Copy each line below in which the string "this" occurs.

■ **Extracted data**
***

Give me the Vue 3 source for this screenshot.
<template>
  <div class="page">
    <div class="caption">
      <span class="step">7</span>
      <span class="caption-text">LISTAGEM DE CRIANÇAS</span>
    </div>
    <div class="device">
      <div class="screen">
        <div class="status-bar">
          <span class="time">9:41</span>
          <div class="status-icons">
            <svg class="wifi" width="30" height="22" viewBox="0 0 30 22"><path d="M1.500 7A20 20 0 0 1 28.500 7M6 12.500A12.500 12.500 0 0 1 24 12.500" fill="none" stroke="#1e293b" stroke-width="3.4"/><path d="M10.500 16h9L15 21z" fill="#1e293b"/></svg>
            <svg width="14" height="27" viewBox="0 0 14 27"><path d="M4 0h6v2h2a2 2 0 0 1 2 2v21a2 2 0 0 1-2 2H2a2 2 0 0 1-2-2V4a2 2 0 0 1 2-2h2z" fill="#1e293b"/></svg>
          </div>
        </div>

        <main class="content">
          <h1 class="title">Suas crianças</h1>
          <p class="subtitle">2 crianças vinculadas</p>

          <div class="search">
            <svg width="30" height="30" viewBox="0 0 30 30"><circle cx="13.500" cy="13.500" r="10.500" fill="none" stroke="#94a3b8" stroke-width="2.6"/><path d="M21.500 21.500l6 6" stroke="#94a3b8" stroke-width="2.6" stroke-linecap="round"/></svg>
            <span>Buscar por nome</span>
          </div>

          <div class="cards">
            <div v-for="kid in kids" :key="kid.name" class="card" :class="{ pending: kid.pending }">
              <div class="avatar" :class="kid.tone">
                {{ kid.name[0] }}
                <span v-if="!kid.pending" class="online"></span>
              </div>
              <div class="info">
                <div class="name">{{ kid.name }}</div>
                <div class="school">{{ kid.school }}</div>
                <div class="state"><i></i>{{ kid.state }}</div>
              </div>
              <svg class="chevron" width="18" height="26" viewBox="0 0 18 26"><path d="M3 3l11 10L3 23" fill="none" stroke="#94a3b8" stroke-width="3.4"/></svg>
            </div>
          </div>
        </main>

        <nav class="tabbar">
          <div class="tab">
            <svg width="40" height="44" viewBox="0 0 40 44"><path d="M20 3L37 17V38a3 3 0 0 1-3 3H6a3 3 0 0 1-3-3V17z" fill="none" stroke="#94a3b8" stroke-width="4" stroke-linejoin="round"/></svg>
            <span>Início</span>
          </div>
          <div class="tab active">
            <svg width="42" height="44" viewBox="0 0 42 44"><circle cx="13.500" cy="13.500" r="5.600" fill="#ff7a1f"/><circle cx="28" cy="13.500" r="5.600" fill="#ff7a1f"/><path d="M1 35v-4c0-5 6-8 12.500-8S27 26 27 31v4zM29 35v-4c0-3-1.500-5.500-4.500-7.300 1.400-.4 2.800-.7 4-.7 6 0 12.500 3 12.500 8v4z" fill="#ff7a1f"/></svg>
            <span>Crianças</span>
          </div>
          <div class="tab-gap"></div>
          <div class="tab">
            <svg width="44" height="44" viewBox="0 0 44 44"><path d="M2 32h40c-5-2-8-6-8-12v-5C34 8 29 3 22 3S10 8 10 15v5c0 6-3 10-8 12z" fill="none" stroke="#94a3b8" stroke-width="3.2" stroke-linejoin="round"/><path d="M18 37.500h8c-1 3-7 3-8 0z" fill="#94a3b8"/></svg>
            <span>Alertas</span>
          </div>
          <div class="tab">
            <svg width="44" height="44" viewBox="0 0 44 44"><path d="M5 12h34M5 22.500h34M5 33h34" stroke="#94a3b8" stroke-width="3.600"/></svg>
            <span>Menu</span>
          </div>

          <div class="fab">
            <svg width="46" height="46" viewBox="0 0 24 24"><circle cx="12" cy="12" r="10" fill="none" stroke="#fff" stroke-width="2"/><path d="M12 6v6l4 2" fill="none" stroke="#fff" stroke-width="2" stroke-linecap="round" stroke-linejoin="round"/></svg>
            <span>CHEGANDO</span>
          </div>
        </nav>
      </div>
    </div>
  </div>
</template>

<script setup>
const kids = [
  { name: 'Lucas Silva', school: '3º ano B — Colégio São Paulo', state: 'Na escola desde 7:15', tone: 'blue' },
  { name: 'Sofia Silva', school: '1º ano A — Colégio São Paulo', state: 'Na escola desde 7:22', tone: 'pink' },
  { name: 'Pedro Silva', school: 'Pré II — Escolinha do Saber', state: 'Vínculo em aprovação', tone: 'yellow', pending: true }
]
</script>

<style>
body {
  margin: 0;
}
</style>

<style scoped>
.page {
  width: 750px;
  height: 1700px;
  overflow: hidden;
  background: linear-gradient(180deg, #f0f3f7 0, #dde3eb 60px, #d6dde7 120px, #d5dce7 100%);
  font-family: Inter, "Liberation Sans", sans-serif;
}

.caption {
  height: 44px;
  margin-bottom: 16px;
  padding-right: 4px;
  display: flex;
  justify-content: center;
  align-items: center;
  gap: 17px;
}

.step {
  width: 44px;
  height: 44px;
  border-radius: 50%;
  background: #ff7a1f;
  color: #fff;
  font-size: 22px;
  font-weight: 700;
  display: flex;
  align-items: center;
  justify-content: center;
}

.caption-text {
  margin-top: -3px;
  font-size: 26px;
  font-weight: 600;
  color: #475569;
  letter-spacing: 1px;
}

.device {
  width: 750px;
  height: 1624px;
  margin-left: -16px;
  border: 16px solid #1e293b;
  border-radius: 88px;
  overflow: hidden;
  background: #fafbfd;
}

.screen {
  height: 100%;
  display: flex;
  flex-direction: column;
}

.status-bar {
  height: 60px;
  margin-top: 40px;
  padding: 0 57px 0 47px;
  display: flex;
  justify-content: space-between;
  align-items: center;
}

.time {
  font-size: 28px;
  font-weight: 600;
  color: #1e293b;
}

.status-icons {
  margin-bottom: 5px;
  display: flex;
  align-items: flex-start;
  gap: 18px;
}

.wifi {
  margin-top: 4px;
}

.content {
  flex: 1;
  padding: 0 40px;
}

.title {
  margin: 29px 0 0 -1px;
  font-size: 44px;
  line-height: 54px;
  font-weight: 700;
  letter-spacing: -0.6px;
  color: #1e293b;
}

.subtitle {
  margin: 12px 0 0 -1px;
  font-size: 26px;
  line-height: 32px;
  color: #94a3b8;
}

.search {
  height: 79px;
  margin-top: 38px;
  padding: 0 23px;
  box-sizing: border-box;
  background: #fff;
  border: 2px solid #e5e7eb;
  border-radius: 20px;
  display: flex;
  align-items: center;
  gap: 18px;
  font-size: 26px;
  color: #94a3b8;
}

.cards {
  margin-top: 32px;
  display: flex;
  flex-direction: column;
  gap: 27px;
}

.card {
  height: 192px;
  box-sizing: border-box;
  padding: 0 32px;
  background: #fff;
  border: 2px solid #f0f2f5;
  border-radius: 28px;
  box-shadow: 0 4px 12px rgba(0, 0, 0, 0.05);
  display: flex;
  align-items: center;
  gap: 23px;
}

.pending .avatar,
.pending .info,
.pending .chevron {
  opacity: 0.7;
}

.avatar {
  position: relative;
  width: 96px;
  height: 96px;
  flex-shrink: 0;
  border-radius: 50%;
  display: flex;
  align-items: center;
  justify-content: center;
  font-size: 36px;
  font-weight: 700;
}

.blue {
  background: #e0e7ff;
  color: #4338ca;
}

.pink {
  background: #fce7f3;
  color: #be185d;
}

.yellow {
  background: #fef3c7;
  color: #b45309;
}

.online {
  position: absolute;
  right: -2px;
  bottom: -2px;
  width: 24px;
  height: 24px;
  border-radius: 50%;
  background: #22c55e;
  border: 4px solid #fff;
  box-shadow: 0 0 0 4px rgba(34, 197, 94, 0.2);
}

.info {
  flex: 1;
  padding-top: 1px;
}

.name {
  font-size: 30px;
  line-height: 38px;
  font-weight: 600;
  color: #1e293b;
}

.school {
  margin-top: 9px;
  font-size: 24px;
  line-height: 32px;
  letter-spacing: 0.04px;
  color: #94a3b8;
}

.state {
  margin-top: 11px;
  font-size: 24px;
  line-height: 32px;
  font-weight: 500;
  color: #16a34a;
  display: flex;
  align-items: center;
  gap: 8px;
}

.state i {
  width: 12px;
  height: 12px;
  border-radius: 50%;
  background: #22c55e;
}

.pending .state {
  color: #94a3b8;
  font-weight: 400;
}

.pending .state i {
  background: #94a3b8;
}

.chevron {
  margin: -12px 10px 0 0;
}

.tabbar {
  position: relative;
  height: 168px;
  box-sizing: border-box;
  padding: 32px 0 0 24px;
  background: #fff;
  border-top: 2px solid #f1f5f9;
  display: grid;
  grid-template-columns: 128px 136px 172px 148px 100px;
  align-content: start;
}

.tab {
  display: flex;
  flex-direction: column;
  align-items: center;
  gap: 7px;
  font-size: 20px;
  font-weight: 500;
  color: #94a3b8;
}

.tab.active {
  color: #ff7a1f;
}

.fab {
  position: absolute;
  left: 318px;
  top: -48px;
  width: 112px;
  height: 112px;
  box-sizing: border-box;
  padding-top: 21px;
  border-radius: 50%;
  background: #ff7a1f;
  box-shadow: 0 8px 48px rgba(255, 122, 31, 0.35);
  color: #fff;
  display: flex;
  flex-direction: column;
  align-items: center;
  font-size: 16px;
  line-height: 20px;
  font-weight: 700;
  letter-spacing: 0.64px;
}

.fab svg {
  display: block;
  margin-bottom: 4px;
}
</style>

***

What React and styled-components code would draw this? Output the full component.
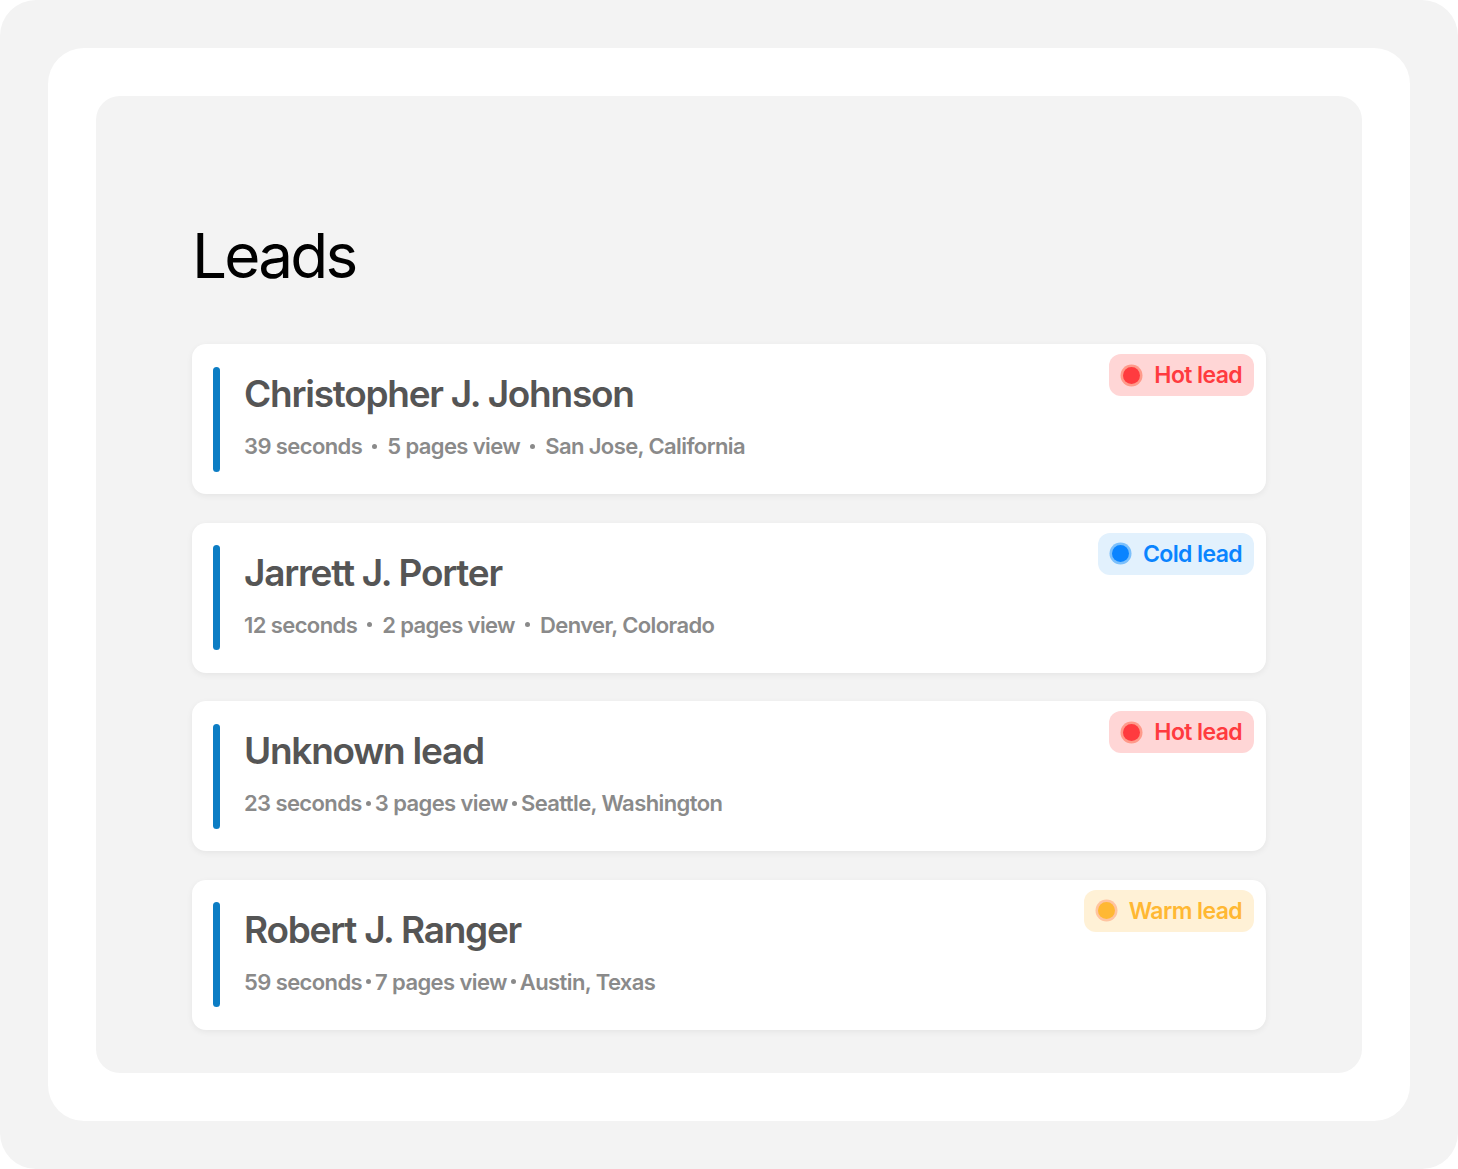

***

■ **Written answer**
Give me the Vue 3 source for this screenshot.
What React and styled-components code would draw this? Output the full component.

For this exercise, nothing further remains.